Return the data exactly, with all pictures removed.

::::::::::

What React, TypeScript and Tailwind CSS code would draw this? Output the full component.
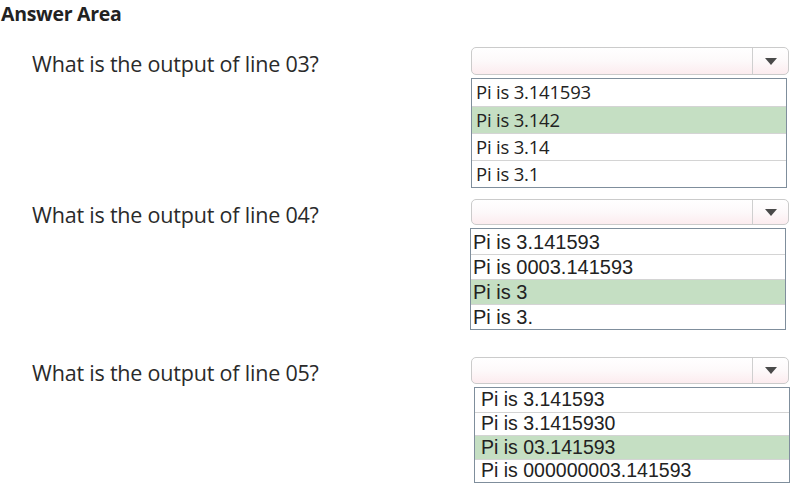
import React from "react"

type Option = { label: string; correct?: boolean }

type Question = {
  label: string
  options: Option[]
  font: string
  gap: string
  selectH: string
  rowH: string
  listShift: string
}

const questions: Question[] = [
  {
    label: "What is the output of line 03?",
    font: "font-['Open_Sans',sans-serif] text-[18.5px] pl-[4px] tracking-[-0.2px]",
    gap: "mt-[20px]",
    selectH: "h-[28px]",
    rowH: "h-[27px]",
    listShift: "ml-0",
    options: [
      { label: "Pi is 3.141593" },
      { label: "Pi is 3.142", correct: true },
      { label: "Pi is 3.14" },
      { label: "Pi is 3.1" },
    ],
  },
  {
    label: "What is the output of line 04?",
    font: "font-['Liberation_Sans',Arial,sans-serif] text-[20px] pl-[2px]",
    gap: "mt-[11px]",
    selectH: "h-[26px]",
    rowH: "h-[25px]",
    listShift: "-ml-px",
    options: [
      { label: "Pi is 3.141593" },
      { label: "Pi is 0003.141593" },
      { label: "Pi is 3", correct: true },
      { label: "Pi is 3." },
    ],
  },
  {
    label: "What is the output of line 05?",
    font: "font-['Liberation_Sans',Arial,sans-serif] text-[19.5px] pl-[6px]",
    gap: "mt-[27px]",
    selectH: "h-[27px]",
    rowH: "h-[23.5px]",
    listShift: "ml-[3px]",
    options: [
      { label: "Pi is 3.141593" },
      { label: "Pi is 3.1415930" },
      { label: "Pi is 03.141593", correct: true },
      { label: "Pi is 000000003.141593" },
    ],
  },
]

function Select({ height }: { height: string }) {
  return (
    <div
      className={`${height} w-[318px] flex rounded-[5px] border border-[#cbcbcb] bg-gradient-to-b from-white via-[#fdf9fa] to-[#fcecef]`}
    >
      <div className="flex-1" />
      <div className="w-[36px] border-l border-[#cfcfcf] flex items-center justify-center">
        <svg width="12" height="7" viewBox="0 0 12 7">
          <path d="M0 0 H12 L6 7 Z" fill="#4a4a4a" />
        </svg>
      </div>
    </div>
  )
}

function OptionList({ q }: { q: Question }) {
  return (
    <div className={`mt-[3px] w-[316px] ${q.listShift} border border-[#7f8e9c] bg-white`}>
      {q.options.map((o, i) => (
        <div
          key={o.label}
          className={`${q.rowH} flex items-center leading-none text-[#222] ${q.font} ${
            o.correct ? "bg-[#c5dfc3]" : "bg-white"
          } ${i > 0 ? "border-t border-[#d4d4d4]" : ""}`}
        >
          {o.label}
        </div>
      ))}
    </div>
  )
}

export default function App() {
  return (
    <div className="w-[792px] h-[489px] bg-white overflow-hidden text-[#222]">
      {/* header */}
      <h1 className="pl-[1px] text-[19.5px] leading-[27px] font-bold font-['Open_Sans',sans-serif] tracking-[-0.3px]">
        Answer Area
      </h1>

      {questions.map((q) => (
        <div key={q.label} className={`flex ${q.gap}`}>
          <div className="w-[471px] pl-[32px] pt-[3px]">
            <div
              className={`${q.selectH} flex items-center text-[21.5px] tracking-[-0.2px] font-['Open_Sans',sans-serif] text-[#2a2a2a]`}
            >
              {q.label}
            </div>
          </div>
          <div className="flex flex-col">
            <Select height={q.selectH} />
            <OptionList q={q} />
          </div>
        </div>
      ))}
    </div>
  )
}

::::::::::

▶ [Exercise response]
What React, TypeScript and Tailwind CSS code would draw this? Output the full component.
import React from "react"

type Option = { label: string; correct?: boolean }

type Question = {
  label: string
  options: Option[]
  font: string
  gap: string
  selectH: string
  rowH: string
  listShift: string
}

const questions: Question[] = [
  {
    label: "What is the output of line 03?",
    font: "font-['Open_Sans',sans-serif] text-[18.5px] pl-[4px] tracking-[-0.2px]",
    gap: "mt-[20px]",
    selectH: "h-[28px]",
    rowH: "h-[27px]",
    listShift: "ml-0",
    options: [
      { label: "Pi is 3.141593" },
      { label: "Pi is 3.142", correct: true },
      { label: "Pi is 3.14" },
      { label: "Pi is 3.1" },
    ],
  },
  {
    label: "What is the output of line 04?",
    font: "font-['Liberation_Sans',Arial,sans-serif] text-[20px] pl-[2px]",
    gap: "mt-[11px]",
    selectH: "h-[26px]",
    rowH: "h-[25px]",
    listShift: "-ml-px",
    options: [
      { label: "Pi is 3.141593" },
      { label: "Pi is 0003.141593" },
      { label: "Pi is 3", correct: true },
      { label: "Pi is 3." },
    ],
  },
  {
    label: "What is the output of line 05?",
    font: "font-['Liberation_Sans',Arial,sans-serif] text-[19.5px] pl-[6px]",
    gap: "mt-[27px]",
    selectH: "h-[27px]",
    rowH: "h-[23.5px]",
    listShift: "ml-[3px]",
    options: [
      { label: "Pi is 3.141593" },
      { label: "Pi is 3.1415930" },
      { label: "Pi is 03.141593", correct: true },
      { label: "Pi is 000000003.141593" },
    ],
  },
]

function Select({ height }: { height: string }) {
  return (
    <div
      className={`${height} w-[318px] flex rounded-[5px] border border-[#cbcbcb] bg-gradient-to-b from-white via-[#fdf9fa] to-[#fcecef]`}
    >
      <div className="flex-1" />
      <div className="w-[36px] border-l border-[#cfcfcf] flex items-center justify-center">
        <svg width="12" height="7" viewBox="0 0 12 7">
          <path d="M0 0 H12 L6 7 Z" fill="#4a4a4a" />
        </svg>
      </div>
    </div>
  )
}

function OptionList({ q }: { q: Question }) {
  return (
    <div className={`mt-[3px] w-[316px] ${q.listShift} border border-[#7f8e9c] bg-white`}>
      {q.options.map((o, i) => (
        <div
          key={o.label}
          className={`${q.rowH} flex items-center leading-none text-[#222] ${q.font} ${
            o.correct ? "bg-[#c5dfc3]" : "bg-white"
          } ${i > 0 ? "border-t border-[#d4d4d4]" : ""}`}
        >
          {o.label}
        </div>
      ))}
    </div>
  )
}

export default function App() {
  return (
    <div className="w-[792px] h-[489px] bg-white overflow-hidden text-[#222]">
      {/* header */}
      <h1 className="pl-[1px] text-[19.5px] leading-[27px] font-bold font-['Open_Sans',sans-serif] tracking-[-0.3px]">
        Answer Area
      </h1>

      {questions.map((q) => (
        <div key={q.label} className={`flex ${q.gap}`}>
          <div className="w-[471px] pl-[32px] pt-[3px]">
            <div
              className={`${q.selectH} flex items-center text-[21.5px] tracking-[-0.2px] font-['Open_Sans',sans-serif] text-[#2a2a2a]`}
            >
              {q.label}
            </div>
          </div>
          <div className="flex flex-col">
            <Select height={q.selectH} />
            <OptionList q={q} />
          </div>
        </div>
      ))}
    </div>
  )
}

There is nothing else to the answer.